The US Supreme Court in June 2015 legalized same-sex marriage all over the country barring American Samoa and other sovereign tribal nations. The ruling invalidated constitutions in 29 states that ban same-sex marriage and statutes in 31 states barring same-sex marriage. Nevada became the first state to repeal its ban on same-sex marriages, but five years later in 2020. Further, only 18 of the 50 US states have legalized same-sex marriages hence, the notable exception among them being California.

In its affidavit before the Supreme Court of India, the Union also sought to downplay the reliance on judgments of US Courts referred to in the petitions by quoting two Supreme Court judgments of 1965 and 1973 that noted caution before literal application of such verdicts. Though the prospects of a closure look imminent, there are challenges ahead which can skew the debate in the popular imagination at least.

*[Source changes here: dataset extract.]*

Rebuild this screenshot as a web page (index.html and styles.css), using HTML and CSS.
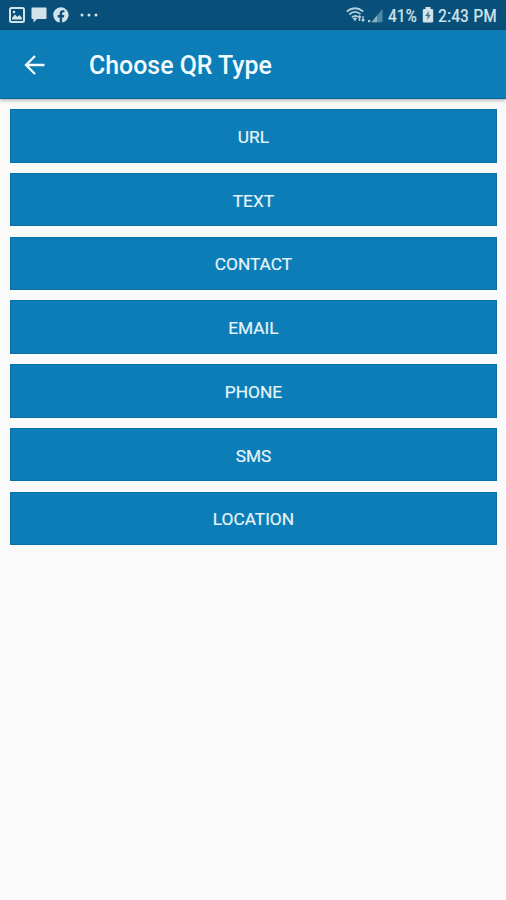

With only the heterosexual blindfold in its defence and the purported effects on society and culture, the Union of India’s thrust in its counter-affidavit has been that granting legal status to same-sex marriages will need revisiting a slew of laws dealing with adoption, divorce, maintenance/alimony, spousal cruelty, adultery, property inheritance and more.

Advocates for marriage equality and a progressive society will have their arguments for modifying the laws around the institution of marriage to make room for same-sex unions. The government’s view has been that it will be dismantling a civilisational and cultural construct.

The Constitution bench, which will hear the case, will be aware of the far-reaching impact its verdict will have. It will be telecast on YouTube. Mark the date and follow the proceedings to find out if modernity will be able to pull off a victory over ancient biases and stigma in the era of individual preferences.